- [GIVEN RECORDS]:
○ ○ ○ ○ ○

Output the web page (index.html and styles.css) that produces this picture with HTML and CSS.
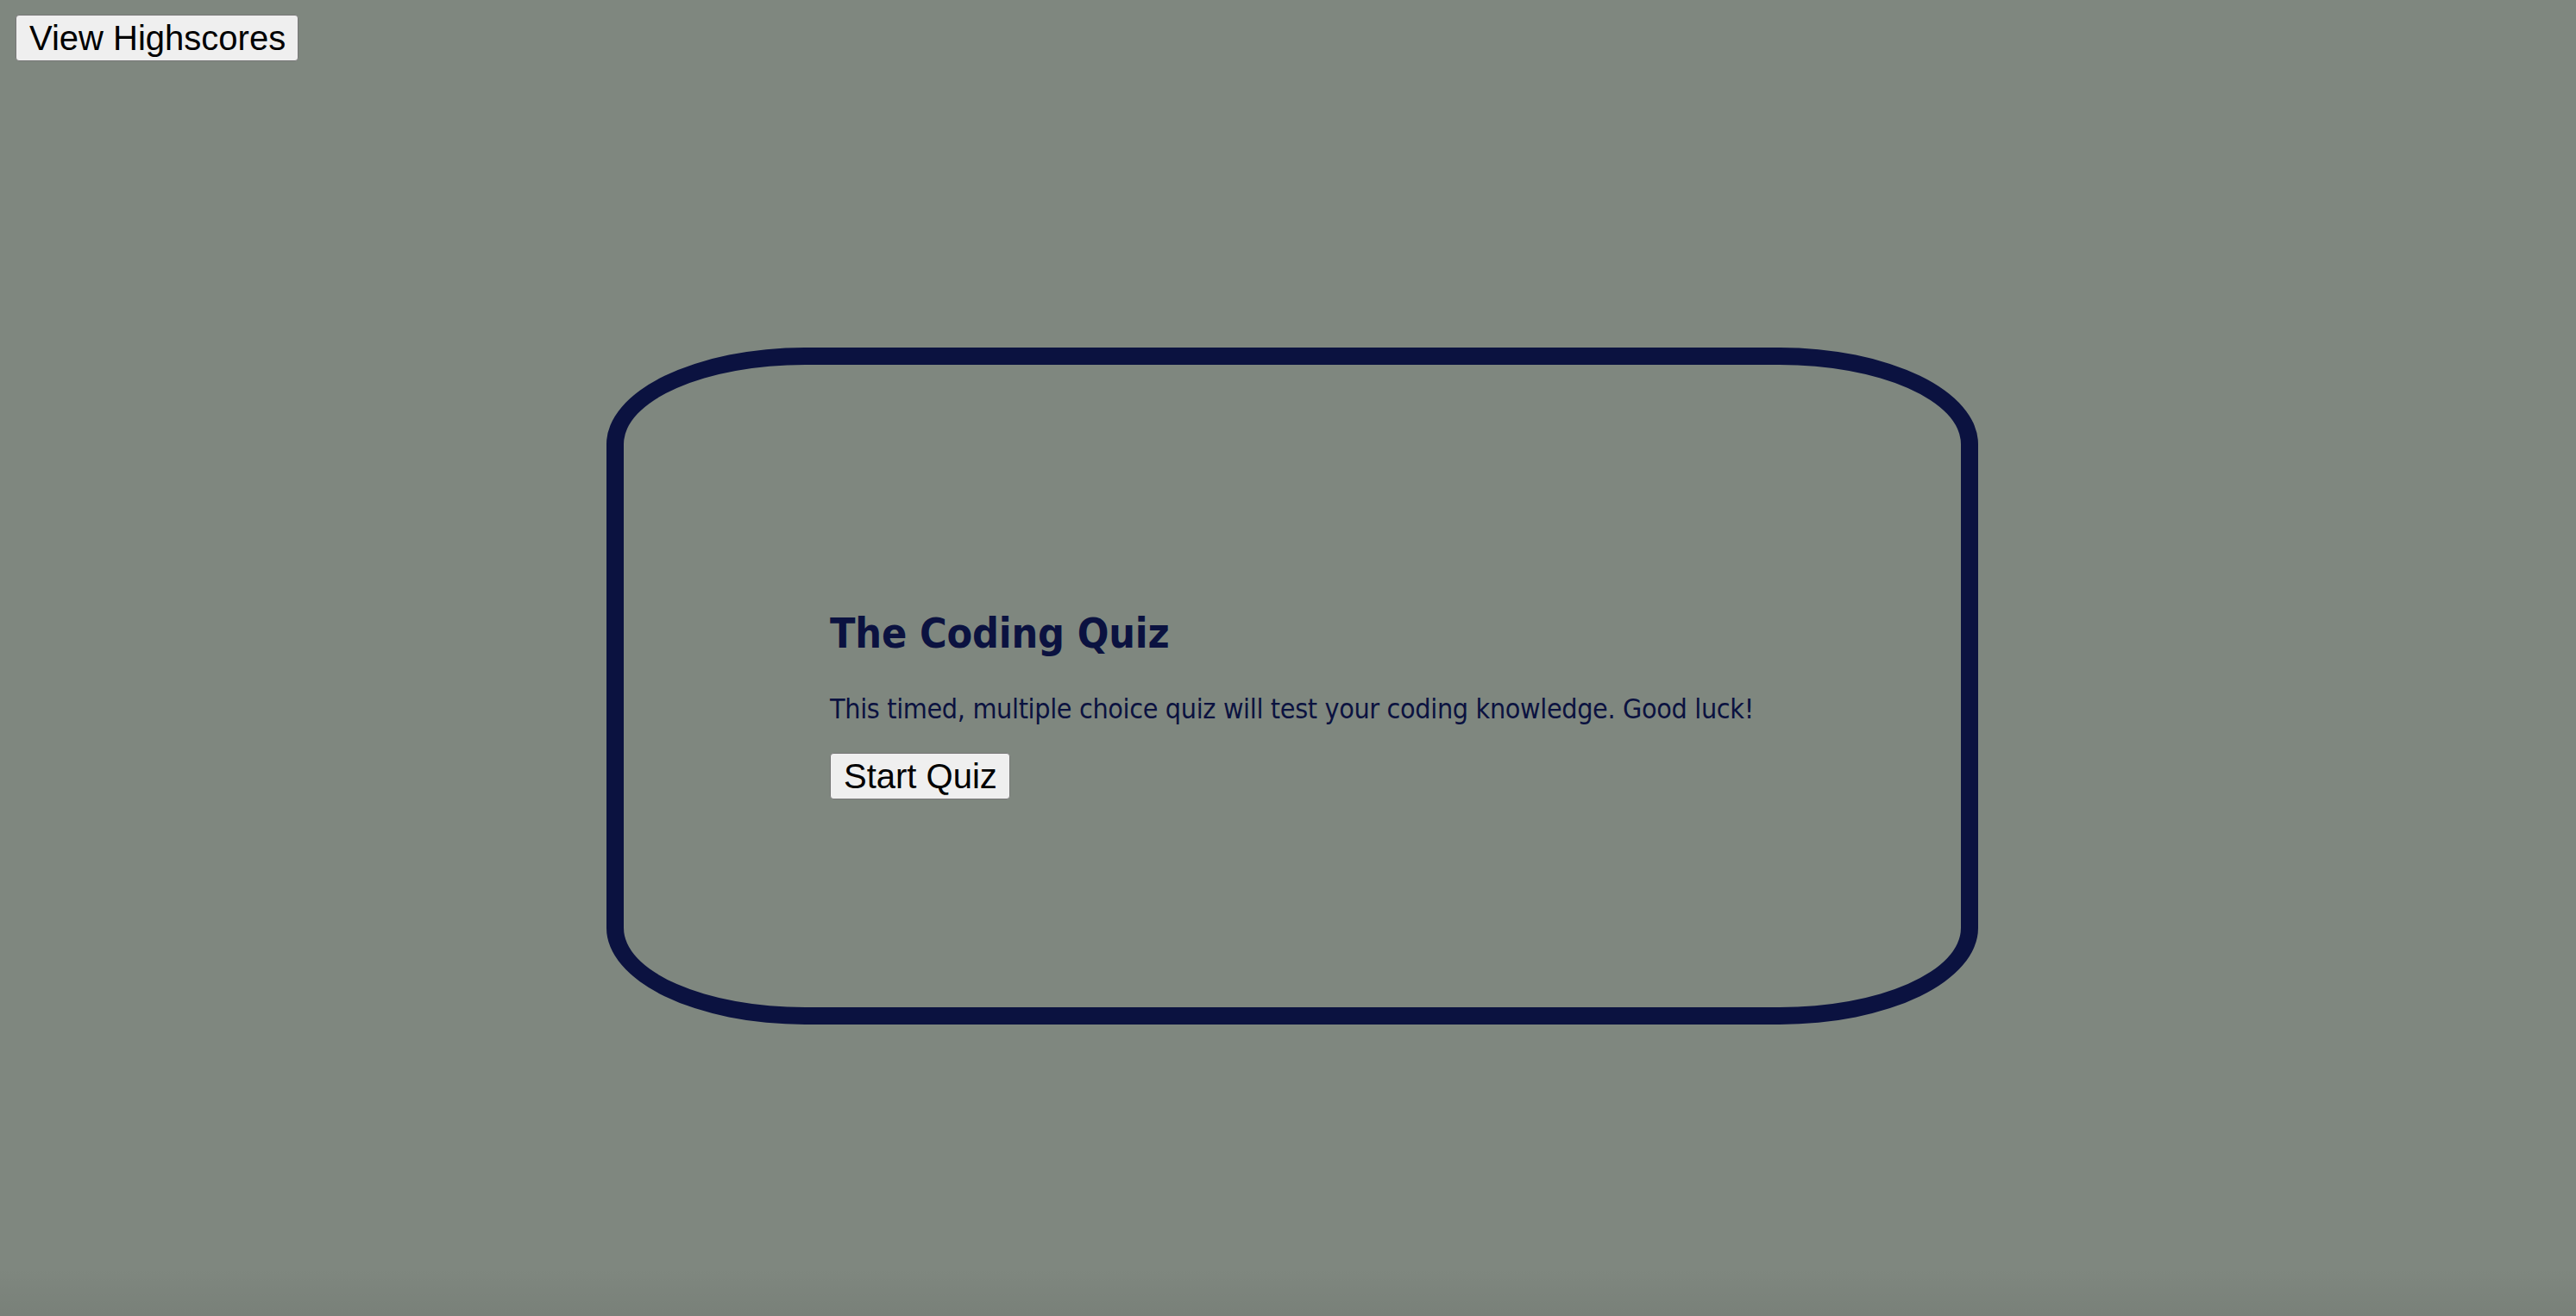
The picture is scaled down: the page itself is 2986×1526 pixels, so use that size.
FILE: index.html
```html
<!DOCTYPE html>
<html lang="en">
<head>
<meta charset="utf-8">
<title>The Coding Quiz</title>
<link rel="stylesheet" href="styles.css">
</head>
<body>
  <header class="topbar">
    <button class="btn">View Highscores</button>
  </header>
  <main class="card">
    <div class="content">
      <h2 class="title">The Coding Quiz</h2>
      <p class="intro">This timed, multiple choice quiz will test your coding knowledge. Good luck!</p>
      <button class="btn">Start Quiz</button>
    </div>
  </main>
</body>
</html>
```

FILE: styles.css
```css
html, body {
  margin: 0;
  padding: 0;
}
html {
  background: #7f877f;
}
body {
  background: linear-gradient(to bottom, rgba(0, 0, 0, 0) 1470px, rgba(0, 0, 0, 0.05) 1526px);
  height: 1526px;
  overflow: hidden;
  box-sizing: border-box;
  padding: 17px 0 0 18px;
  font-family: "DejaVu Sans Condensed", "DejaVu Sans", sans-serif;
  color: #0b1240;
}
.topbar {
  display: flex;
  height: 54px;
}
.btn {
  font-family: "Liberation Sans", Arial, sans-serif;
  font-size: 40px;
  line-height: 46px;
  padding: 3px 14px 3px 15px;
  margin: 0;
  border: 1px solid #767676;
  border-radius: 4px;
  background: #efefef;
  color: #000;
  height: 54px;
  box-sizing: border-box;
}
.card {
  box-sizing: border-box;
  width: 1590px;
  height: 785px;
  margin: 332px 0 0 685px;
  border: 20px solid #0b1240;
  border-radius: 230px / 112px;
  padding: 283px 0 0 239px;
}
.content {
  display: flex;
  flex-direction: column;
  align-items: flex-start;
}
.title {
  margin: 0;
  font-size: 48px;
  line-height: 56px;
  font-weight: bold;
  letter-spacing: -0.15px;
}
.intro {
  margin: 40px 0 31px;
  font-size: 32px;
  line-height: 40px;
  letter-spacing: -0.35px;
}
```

○ ○ ○ ○ ○

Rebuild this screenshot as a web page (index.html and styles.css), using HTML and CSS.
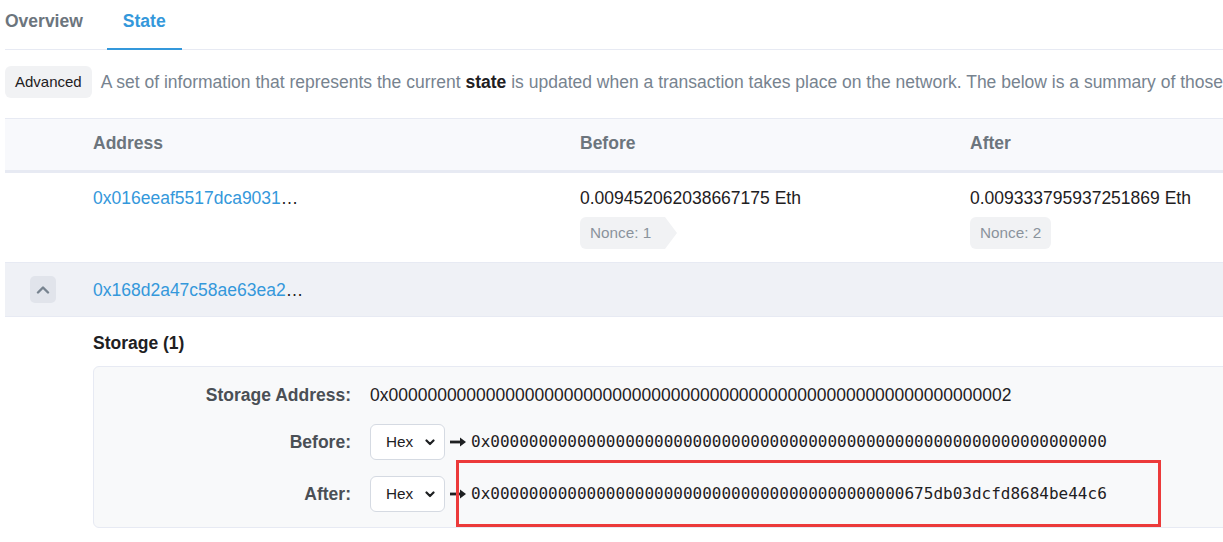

○ ○ ○ ○ ○

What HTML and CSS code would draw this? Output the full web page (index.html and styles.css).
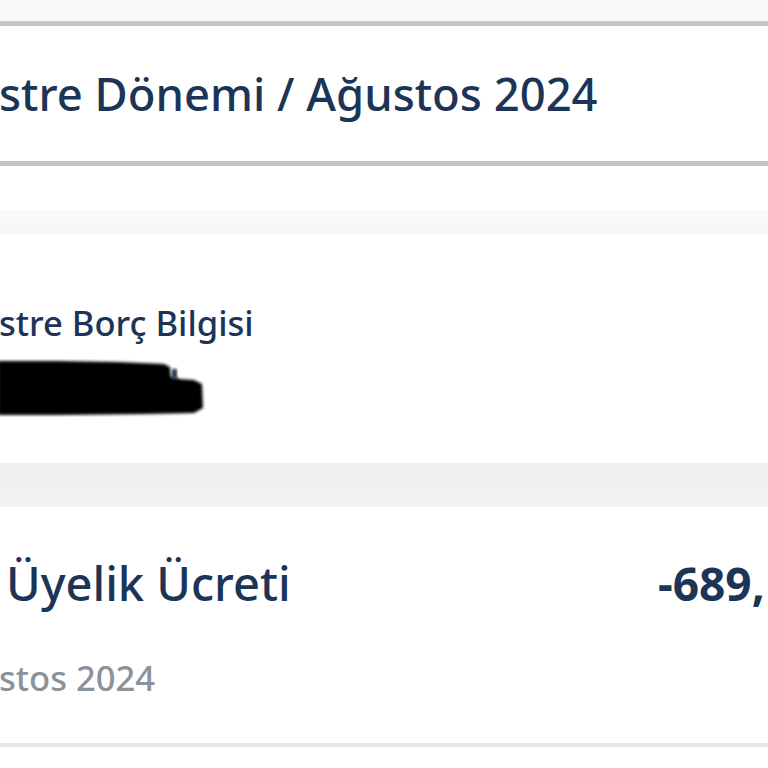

○ ○ ○ ○ ○

- [WRITTEN PROBLEM]: Scan the material line by line and report each one that contains "page".

- [EXERCISE RESULT]:
Output the web page (index.html and styles.css) that produces this picture with HTML and CSS.
The picture is scaled down: the page itself is 2986×1526 pixels, so use that size.
Rebuild this screenshot as a web page (index.html and styles.css), using HTML and CSS.
What HTML and CSS code would draw this? Output the full web page (index.html and styles.css).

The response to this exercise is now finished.